In a row major system, we save two scalars, #rows, $r=2$ and #columns, $c=3$. The data, $d$ is stored in memory as:

\begin{align} \begin{array}{|c|c|c|c|c|c|} \hline 2 & 3 & 5 & 7 & 11 & 13 \\ \hline \end{array} \end{align}

In a column major system, $r=2$ and $c=3$. However, $d$ is stored in memory as:

\begin{align} \begin{array}{|c|c|c|c|c|c|} \hline 2 & 7 & 3 & 11 & 5 & 13 \\ \hline \end{array} \end{align}

If we want to pass (by reference on a CPU or explicitly copy to a GPU) the matrix $A$ from a row major system to a column major system or vice versa, we will have to first reorder the data in memory. If $A$ is large or if we pass $A$ back and forth multiple times, the reordering operation is undesirable and inefficient. Is there a better solution? Consider the case where $r=3$, $c=2$ and the data in memory is:

\begin{align} \begin{array}{|c|c|c|c|c|c|} \hline 2 & 3 & 5 & 7 & 11 & 13 \\ \hline \end{array} \end{align}

If these values are interpreted by a column major system, it would reconstruct the matrix as:

\begin{align} B = \begin{bmatrix} 2 & 7 \\ 3 & 11 \\ 5 & 13 \\ \end{bmatrix} = A^T \end{align}

Therefore, if we have a matrix $A$ stored in a row major system, we can simply swap the values of $r$ and $c$, and pass it to a column major system. The column major system will interpret the data as $A^T$. Note that neither did we reorder data nor did we perform a transpose. The same works in reverse. Let's see how we can use this trick to our advantage for some common matrix operations.

Suppose we want to perform the operation, $C = A + B$, where $A$ and $B$ are matrices in a row major format. We want the output $C$ to be in a row major format as well. Also suppose, we have a fast matrix addition function but it is in a column major BLAS library.

First, we pass $A$ and $B$ as $A^T$ and $B^T$ to the BLAS library. As described above, this requires neither data reordering nor explicit transpose. Next, instead of computing $C = A + B$, we compute $C^T = A^T + B^T$ using the BLAS function. Finally, we pass $C^T$ from the column major library to the row major system which interprets the data as $C$. Again, for the last operation, we performed neither a data reordering nor a transpose. Hence, we were able to perform $C = A + B$ where the input and output data was in row major format but the computation was done by a column major library. We were able to do this without any data reordering or transposes. Next, let's consider a more complicated example of a matrix multiplication.

Matrix Multiplication

Consider the linear layer in PyTorch [1]. Ignoring the bias component, the equations for forward and backward propagation are:

\begin{align} Y &= X.W^T \\ dX &= dY.W \\ dW &= dY^TX \end{align}

where, $X$ is the input, $W$ is the weight, $Y$ is the output, $dX$ is the input gradient, $dW$ is the weight gradient and $dY$ is the output gradient matrix. The $X$ and $W$ matrices are in row major format on the CPU. We would like $Y$, $dX$ and $dW$ to be in row major format as well, so that they can be inspected/modified on the CPU. However, we would like the computation to be performed on a GPU using cuBLAS (column major) because it is much faster.

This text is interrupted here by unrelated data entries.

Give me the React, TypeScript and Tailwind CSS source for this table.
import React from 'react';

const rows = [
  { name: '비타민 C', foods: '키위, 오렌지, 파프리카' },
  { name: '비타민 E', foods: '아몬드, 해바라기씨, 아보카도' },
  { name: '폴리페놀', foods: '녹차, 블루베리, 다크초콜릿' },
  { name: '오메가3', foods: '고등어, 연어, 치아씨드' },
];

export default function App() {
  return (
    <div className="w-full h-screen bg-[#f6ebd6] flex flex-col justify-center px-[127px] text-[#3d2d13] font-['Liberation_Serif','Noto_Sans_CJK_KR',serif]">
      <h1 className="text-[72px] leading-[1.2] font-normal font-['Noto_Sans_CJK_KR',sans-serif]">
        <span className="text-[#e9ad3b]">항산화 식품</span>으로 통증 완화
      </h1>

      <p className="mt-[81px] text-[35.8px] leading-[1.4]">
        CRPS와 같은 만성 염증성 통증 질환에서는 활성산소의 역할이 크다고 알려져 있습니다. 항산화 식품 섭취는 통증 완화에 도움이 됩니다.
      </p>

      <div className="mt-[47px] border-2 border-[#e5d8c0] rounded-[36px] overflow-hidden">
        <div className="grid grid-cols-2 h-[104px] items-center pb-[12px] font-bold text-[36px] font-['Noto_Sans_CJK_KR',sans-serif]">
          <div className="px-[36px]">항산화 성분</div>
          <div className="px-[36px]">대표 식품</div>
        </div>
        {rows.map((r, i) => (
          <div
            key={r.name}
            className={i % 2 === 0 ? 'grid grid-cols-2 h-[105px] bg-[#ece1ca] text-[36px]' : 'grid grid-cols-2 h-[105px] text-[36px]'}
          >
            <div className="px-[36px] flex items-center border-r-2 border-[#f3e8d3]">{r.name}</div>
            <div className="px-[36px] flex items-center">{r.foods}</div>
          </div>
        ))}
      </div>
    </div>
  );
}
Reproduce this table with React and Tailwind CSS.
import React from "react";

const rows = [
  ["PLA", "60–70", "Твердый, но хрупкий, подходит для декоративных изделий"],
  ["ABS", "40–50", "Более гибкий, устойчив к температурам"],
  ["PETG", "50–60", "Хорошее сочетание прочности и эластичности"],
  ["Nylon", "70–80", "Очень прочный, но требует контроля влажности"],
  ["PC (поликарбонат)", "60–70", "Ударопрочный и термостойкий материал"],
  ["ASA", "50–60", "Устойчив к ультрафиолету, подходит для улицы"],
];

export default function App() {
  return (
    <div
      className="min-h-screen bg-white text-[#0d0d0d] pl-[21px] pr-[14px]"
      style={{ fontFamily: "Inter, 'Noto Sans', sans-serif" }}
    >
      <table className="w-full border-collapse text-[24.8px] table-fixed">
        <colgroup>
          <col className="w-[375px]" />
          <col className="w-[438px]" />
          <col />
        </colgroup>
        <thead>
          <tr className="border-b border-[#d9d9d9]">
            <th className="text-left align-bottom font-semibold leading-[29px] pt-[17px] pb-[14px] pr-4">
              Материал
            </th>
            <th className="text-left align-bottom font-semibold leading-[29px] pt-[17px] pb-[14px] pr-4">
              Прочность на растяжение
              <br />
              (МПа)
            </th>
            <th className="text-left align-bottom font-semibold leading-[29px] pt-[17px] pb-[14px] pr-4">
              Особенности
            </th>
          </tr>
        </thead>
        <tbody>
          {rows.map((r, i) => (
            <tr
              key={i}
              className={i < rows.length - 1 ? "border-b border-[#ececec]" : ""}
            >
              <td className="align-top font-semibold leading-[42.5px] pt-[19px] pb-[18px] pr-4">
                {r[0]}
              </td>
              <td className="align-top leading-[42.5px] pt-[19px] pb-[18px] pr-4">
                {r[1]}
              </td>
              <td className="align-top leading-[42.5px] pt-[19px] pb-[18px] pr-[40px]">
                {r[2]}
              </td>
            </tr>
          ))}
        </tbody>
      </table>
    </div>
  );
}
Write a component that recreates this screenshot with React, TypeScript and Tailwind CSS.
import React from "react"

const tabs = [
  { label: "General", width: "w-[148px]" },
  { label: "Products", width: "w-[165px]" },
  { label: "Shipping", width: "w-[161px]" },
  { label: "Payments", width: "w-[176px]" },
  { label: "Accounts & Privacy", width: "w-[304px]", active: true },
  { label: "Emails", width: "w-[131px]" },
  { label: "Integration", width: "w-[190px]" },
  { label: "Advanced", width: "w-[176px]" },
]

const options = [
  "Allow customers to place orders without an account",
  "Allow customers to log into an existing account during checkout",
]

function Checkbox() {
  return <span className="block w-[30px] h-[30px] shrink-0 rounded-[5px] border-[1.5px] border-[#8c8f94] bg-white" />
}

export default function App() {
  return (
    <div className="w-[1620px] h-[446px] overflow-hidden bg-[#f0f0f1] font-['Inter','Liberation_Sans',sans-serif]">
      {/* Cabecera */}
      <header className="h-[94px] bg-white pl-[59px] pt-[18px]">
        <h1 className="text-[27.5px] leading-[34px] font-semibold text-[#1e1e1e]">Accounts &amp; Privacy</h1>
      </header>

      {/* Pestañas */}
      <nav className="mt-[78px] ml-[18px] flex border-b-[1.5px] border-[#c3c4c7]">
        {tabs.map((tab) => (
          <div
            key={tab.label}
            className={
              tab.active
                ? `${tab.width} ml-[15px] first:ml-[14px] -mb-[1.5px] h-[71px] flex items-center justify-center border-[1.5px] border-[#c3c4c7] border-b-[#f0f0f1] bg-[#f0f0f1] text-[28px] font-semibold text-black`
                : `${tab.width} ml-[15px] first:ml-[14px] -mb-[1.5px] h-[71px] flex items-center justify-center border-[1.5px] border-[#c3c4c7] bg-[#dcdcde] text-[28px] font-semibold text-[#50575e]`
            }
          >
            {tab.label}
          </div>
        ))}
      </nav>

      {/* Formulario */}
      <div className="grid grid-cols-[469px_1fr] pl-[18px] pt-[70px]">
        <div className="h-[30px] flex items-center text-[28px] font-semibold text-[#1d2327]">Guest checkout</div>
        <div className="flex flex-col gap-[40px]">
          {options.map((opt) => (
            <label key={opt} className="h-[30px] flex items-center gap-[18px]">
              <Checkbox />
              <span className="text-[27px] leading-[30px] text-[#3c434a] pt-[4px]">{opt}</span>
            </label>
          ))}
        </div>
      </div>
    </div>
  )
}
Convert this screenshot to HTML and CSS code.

During forward propagation, we copy $X$ and $W$ to GPU memory. As described above, cuBLAS interprets these matrices as $X^T$ and $W^T$. Now, instead of computing $Y = X.W^T$, we compute $Y^T = W.X^T$ on the GPU. Since, the GPU has $X^T$ and $W^T$, the first matrix is read in a transposed fashion and the second matrix as is, which results in a TN GEMM kernel. Note that no explicit transpose is performed.

For the weight gradient, instead of computing $dW = dY^TX$, we compute $dW^T = X^T.dY$ on the GPU. The GPU has $X^T$, and $dY^T$ is produced by the previous layer. Therefore, the second matrix is read in a transposed fashion which results in a NT GEMM kernel.

For the input gradient, instead of computing $dX = dY.W$, we compute $dX^T = W^T.dY^T$ on the GPU. The GPU has $W^T$, and $dY^T$ is produced by the previous layer. Therefore, both matrices are read in as is which results in a NN GEMM kernel.

The matrices $Y^T$, $dX^T$ and $dW^T$, as seen by cuBLAS on the GPU can be copied to the CPU where they will be interpreted as $Y$, $dX$ and $dW$ by PyTorch as desired.